Joe Sixpack shouldn’t have to pay for Rosie O’Donnell’s home insurance. Yet as crazy as it sounds, the House Financial Services Committee next week is expected to consider lending a helping hand to the owners of some of the most exclusive properties in the country. If bailing out homeowners with upside-down mortgages was bad, this idea is much worse because it redistributes wealth from the middle class to benefit the superrich.
Sen. Bill Nelson and Rep. Ron Klein, both Florida Democrats, introduced the Homeowners’ Defense Act. According to Mr. Klein, this proposal would “spread the risk” of natural disasters, which means mitigating his constituents’ risk by putting the rest of the country on the hook. The motive is clear, as Florida has a track record of racking up billions in damage from hurricanes. In 2004, Hurricane Charley caused $13 billion in destruction, and Hurricane Wilma’s price tag reached $20 billion the following year.
The state has attempted to tackle the problem on its own. After a number of small insurance firms went under in the wake of Hurricane Andrew in 1992, Florida introduced the equivalent of a public option for property insurance. The state-run Citizens Property Insurance Corp. has since become the largest insurer, covering $400 billion in property.
Not surprisingly, the political pressure to keep rates low has placed the system on an unsound financial footing. In the event of a major catastrophe, claims under state policies would be backed by a state re-insurance fund. This fund, according to a report released earlier this month by the nonprofit Florida TaxWatch, has just $11 billion in assets to cover liabilities that could reach $29 billion.

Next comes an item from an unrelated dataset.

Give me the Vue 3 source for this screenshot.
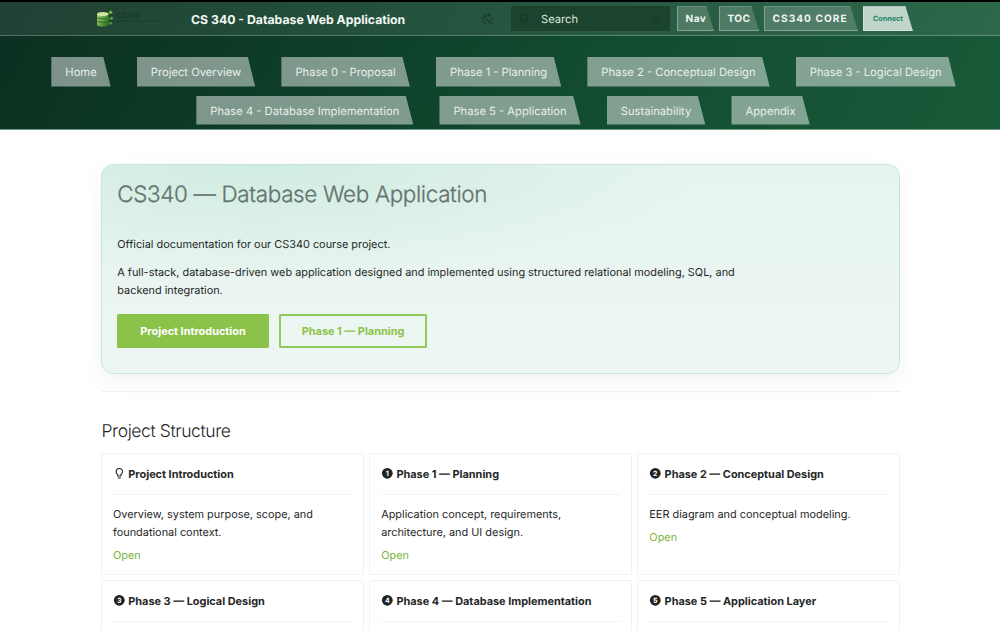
<script setup>
const rows = [
  ['Home', 'Project Overview', 'Phase 0 - Proposal', 'Phase 1 - Planning', 'Phase 2 - Conceptual Design', 'Phase 3 - Logical Design'],
  ['Phase 4 - Database Implementation', 'Phase 5 - Application', 'Sustainability', 'Appendix'],
]
const cards = [
  { icon: 'bulb', title: 'Project Introduction', text: 'Overview, system purpose, scope, and foundational context.' },
  { icon: '1', title: 'Phase 1 — Planning', text: 'Application concept, requirements, architecture, and UI design.' },
  { icon: '2', title: 'Phase 2 — Conceptual Design', text: 'EER diagram and conceptual modeling.' },
  { icon: '3', title: 'Phase 3 — Logical Design' },
  { icon: '4', title: 'Phase 4 — Database Implementation' },
  { icon: '5', title: 'Phase 5 — Application Layer' },
]
</script>

<template>
  <div class="page">
    <div class="top">
      <header class="bar">
        <svg class="logo" viewBox="0 0 68 20">
          <defs>
            <linearGradient id="db" x1="0" x2="1" y1="0" y2="0.6">
              <stop offset="0" stop-color="#b5d67c" />
              <stop offset="0.5" stop-color="#69a83f" />
              <stop offset="1" stop-color="#34752f" />
            </linearGradient>
          </defs>
          <path d="M10 6.5 14 3.5M10 9.5h5M10 12.5l4 2" stroke="#5b9b3d" stroke-width="1" />
          <path d="M1 5v10.500c0 3 11.500 3 11.500 0V5z" fill="url(#db)" />
          <ellipse cx="6.750" cy="5" rx="5.750" ry="2" fill="#cfe79c" />
          <path d="M1 8.300c1.500 2 10 2 11.500 0M1 11.800c1.500 2 10 2 11.500 0" fill="none" stroke="#285f30" stroke-width="0.900" />
          <circle cx="14.700" cy="3.300" r="1.700" fill="#73b13f" />
          <circle cx="15.500" cy="9.300" r="1.500" fill="#5da13b" />
          <circle cx="14.700" cy="14.300" r="1.500" fill="#4e9138" />
          <text x="20" y="8.500" class="logo-name">CS340</text>
          <text x="20" y="12.500" class="logo-sub" textLength="46">DATABASE WEB APPLICATION</text>
        </svg>
        <div class="site">CS 340 - Database Web Application</div>
        <svg class="moon" viewBox="0 0 24 24"><path d="m17.750 4.090-2.530 1.940.910 3.060-2.630-1.810-2.630 1.810.910-3.060-2.530-1.940L12.440 4l1.060-3 1.060 3 3.190.090m3.500 6.910-1.640 1.250.590 1.980-1.700-1.170-1.700 1.170.590-1.980L15.750 11l2.060-.050L18.500 9l.690 1.950 2.060.050m-2.280 4.950c.830-.080 1.720 1.100 1.190 1.850-.320.450-.660.870-1.080 1.270C15.170 23 8.840 23 4.940 19.070c-3.910-3.900-3.910-10.240 0-14.140.400-.400.820-.760 1.270-1.080.750-.530 1.930.360 1.850 1.190-.270 2.860.690 5.830 2.890 8.020a9.960 9.960 0 0 0 8.020 2.890m-1.640 2.020a12.080 12.080 0 0 1-7.800-3.470c-2.170-2.190-3.330-5-3.490-7.820-2.810 3.140-2.700 7.960.310 10.980 3.020 3.010 7.840 3.120 10.980.310Z" /></svg>
        <div class="search">
          <svg viewBox="0 0 24 24"><path d="M9.500 3A6.500 6.500 0 0 1 16 9.500c0 1.610-.590 3.090-1.560 4.230l.270.270h.790l5 5-1.500 1.500-5-5v-.790l-.270-.270A6.516 6.516 0 0 1 9.500 16a6.500 6.500 0 0 1 0-13m0 2C7 5 5 7 5 9.500S7 14 9.500 14 14 12 14 9.500 12 5 9.500 5Z" /></svg>
          <span>Search</span>
          <svg class="clear" viewBox="0 0 24 24"><path d="M19 6.410 17.590 5 12 10.590 6.410 5 5 6.410 10.590 12 5 17.590 6.410 19 12 13.410 17.590 19 19 17.590 13.410 12 19 6.410Z" /></svg>
        </div>
        <div class="btn nav">Nav</div>
        <div class="btn toc">TOC</div>
        <div class="btn core">CS340 CORE</div>
        <div class="btn connect">Connect</div>
      </header>
      <nav class="tabs">
        <div v-for="(row, i) in rows" :key="i" class="row">
          <a v-for="t in row" :key="t" class="tab">{{ t }}</a>
        </div>
      </nav>
    </div>

    <main>
      <section class="hero">
        <h1>CS340 — Database Web Application</h1>
        <p>Official documentation for our CS340 course project.</p>
        <p class="wide">A full-stack, database-driven web application designed and implemented using structured relational modeling, SQL, and backend integration.</p>
        <div class="actions">
          <a class="cta solid">Project Introduction</a>
          <a class="cta">Phase 1 — Planning</a>
        </div>
      </section>
      <div class="rule"></div>
      <h2>Project Structure</h2>
      <div class="grid">
        <article v-for="c in cards" :key="c.title" class="card">
          <div class="head">
            <svg v-if="c.icon === 'bulb'" viewBox="0 0 24 24"><path d="M12 2a7 7 0 0 1 7 7c0 2.380-1.190 4.470-3 5.740V17a1 1 0 0 1-1 1H9a1 1 0 0 1-1-1v-2.260C6.190 13.470 5 11.380 5 9a7 7 0 0 1 7-7M9 21v-1h6v1a1 1 0 0 1-1 1h-4a1 1 0 0 1-1-1m3-17a5 5 0 0 0-5 5c0 2.050 1.230 3.810 3 4.580V16h4v-2.420c1.770-.770 3-2.530 3-4.580a5 5 0 0 0-5-5Z" /></svg>
            <svg v-else viewBox="0 0 24 24">
              <circle cx="12" cy="12" r="10.300" />
              <text x="12" y="16.800" class="digit">{{ c.icon }}</text>
            </svg>
            <strong>{{ c.title }}</strong>
          </div>
          <div class="line"></div>
          <template v-if="c.text">
            <p>{{ c.text }}</p>
            <a class="open">Open</a>
          </template>
        </article>
      </div>
    </main>
  </div>
</template>

<style>
body { margin: 0; background: #fff; overflow: hidden; }
</style>

<style scoped>
.page {
  height: 631px;
  overflow: hidden;
  font-family: Inter, "Liberation Sans", sans-serif;
  font-size: 10.900px;
  color: #252727;
  text-rendering: geometricPrecision;
}
.top {
  box-sizing: border-box;
  height: 130px;
  border-top: 2.500px solid #000;
  border-bottom: 1px solid #6d9a83;
  background: linear-gradient(120deg, #0b2e20 0%, #0d3c27 28%, #124b30 58%, #195b39 100%);
}
.bar {
  box-sizing: border-box;
  height: 33.500px;
  display: flex;
  align-items: center;
  padding: 1px 87px 0 96px;
  background: rgba(255, 255, 255, 0.09);
  border-bottom: 1px solid rgba(255, 255, 255, 0.24);
}
.logo { width: 68px; height: 20px; flex: none; }
.logo-name { font-size: 7.500px; font-weight: 500; fill: #173527; }
.logo-sub { font-size: 2.600px; fill: #173527; }
.site {
  width: 290px;
  flex: none;
  margin-left: 27px;
  padding-top: 0.500px;
  font-size: 12.260px;
  font-weight: 700;
  color: #f3f7f4;
  white-space: nowrap;
}
.moon { width: 14px; height: 14px; flex: none; fill: #153b34; }
.search {
  box-sizing: border-box;
  width: 159px;
  height: 25px;
  flex: none;
  margin: 0 7px 0 16px;
  padding: 0 9px 0 7px;
  display: flex;
  align-items: center;
  border-radius: 1.500px;
  background: #1b432d;
  color: #d9e3dc;
}
.search svg { width: 14px; height: 14px; fill: #17382d; }
.search span { margin-left: 9px; font-size: 11.200px; }
.search .clear { width: 11px; height: 11px; margin-left: auto; }
.btn {
  box-sizing: border-box;
  height: 25px;
  flex: none;
  padding-left: 7.500px;
  border: 1px solid rgba(255, 255, 255, 0.3);
  background: rgba(255, 255, 255, 0.18);
  clip-path: polygon(0 0, calc(100% - 7.500px) 0, 100% 100%, 0 100%);
  color: #f0f5f1;
  font-size: 10.100px;
  font-weight: 700;
  line-height: 24px;
  letter-spacing: 0.450px;
  white-space: nowrap;
}
.nav { width: 37px; margin-right: 5px; }
.toc { width: 40px; margin-right: 5px; }
.core { width: 94px; margin-right: 5px; letter-spacing: 1.050px; }
.connect {
  width: 50px;
  padding-left: 9px;
  background: #bfd5c9;
  color: #24806b;
  font-size: 7.200px;
  letter-spacing: 0;
}
.tabs { display: flex; flex-direction: column; gap: 9.500px; padding-top: 21px; }
.row { display: flex; justify-content: center; gap: 26.200px; margin-left: 7px; }
.tab {
  height: 30px;
  padding: 0 14px;
  background: rgba(255, 255, 255, 0.47);
  clip-path: polygon(0 0, calc(100% - 7.500px) 0, 100% 100%, 0 100%);
  color: #e7efe9;
  font-size: 11.200px;
  line-height: 30px;
  white-space: nowrap;
}
.row + .row { margin-left: 6px; }
.row + .row .tab { height: 28.500px; line-height: 31px; }
main { width: 799px; margin: 34px 0 0 101px; }
.hero {
  box-sizing: border-box;
  height: 210px;
  padding: 15px 15.300px;
  border: 1px solid #c5e6dc;
  border-radius: 12.600px;
  background:
    radial-gradient(440px 120px at 20% 0%, rgba(150, 215, 190, 0.28), rgba(150, 215, 190, 0) 100%),
    linear-gradient(180deg, #e6f4ef, #edf6f3);
  box-shadow: 0 7px 22px rgba(0, 0, 0, 0.05);
}
h1 {
  margin: 0 0 27px;
  font-size: 22.400px;
  font-weight: 350;
  line-height: 30px;
  height: 29px;
  letter-spacing: -0.330px;
  color: #65756f;
  -webkit-text-stroke: 0.300px #65756f;
}
p { margin: 0; line-height: 17.920px; }
.hero p { margin-bottom: 10.500px; }
.wide { width: 640px; }
.actions { display: flex; gap: 10px; margin-top: 14px; }
.cta {
  box-sizing: border-box;
  height: 34px;
  padding: 0 21px;
  border: 2px solid #93c95a;
  border-radius: 1.400px;
  color: #8bc34a;
  font-weight: 700;
  line-height: 30px;
  white-space: nowrap;
}
.solid { background: #8bc34a; border-color: #8bc34a; color: #fff; }
.rule { height: 1px; margin-top: 17px; background: #f0f0f0; }
h2 {
  margin: 28px 0 9px 0.500px;
  font-size: 17.500px;
  font-weight: 320;
  line-height: 24px;
  letter-spacing: -0.400px;
}
.grid { display: grid; grid-template-columns: repeat(3, 1fr); gap: 5.500px; }
.card {
  box-sizing: border-box;
  height: 121.500px;
  padding: 11.200px 11px;
  border: 1px solid #f2f2f2;
  border-radius: 1.400px;
}
.head { display: flex; align-items: center; height: 17px; }
.head svg { width: 12.600px; height: 12.600px; margin-right: 2.700px; fill: #212223; }
.head .digit { fill: #fff; font-size: 13.500px; font-weight: 700; text-anchor: middle; }
.line { height: 1px; margin: 11.500px 0 11.700px; background: #f2f2f2; }
.card p { line-height: 17.600px; }
.open { display: block; margin-top: 4.500px; line-height: 18px; color: #76b43b; }
</style>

Mr. Klein and Mr. Nelson want taxpayers around the country to make up the difference. Their plan creates a federal reinsurance scheme for states that have a public option – that is, for Florida and California. States could borrow $200 billion to cover their claims. A “national catastrophe risk consortium” would also spread the risk among other states. Mr. Klein calls this a “private-market solution to bring down the cost of homeowners’ insurance.” It’s hardly a private-market solution when Congress would have to legislate it, and this desired outcome is exactly why the proposal should be rejected.
Eliminating or subsidizing the risk of living in disaster-prone areas only encourages development in those locations, compounding the financial hit the public would be left to absorb in the event of a hurricane. Market forces, if left to act on their own, would force homeowners to evaluate whether a beach house really is worth the risk. In addition, if builders know that Uncle Sam is going to come to their rescue, they will have no incentive to invest in costly construction techniques that harden buildings against high winds.
The worst aspect of the bill is that, in many cases, it puts federal taxpayers in the lurch for the wealthy owners of multiple properties. For example, Matt Damon’s Miami beachfront property reportedly includes nine- and four-bedroom homes worth a total of $14.3 million. Rosie O’Donnell owns a 10,000-square-foot mansion that rests on a man-made island in Biscayne Bay.
With the public already $12.8 trillion in debt, it makes no sense to lower insurance rates – at public risk – to protect celebrities.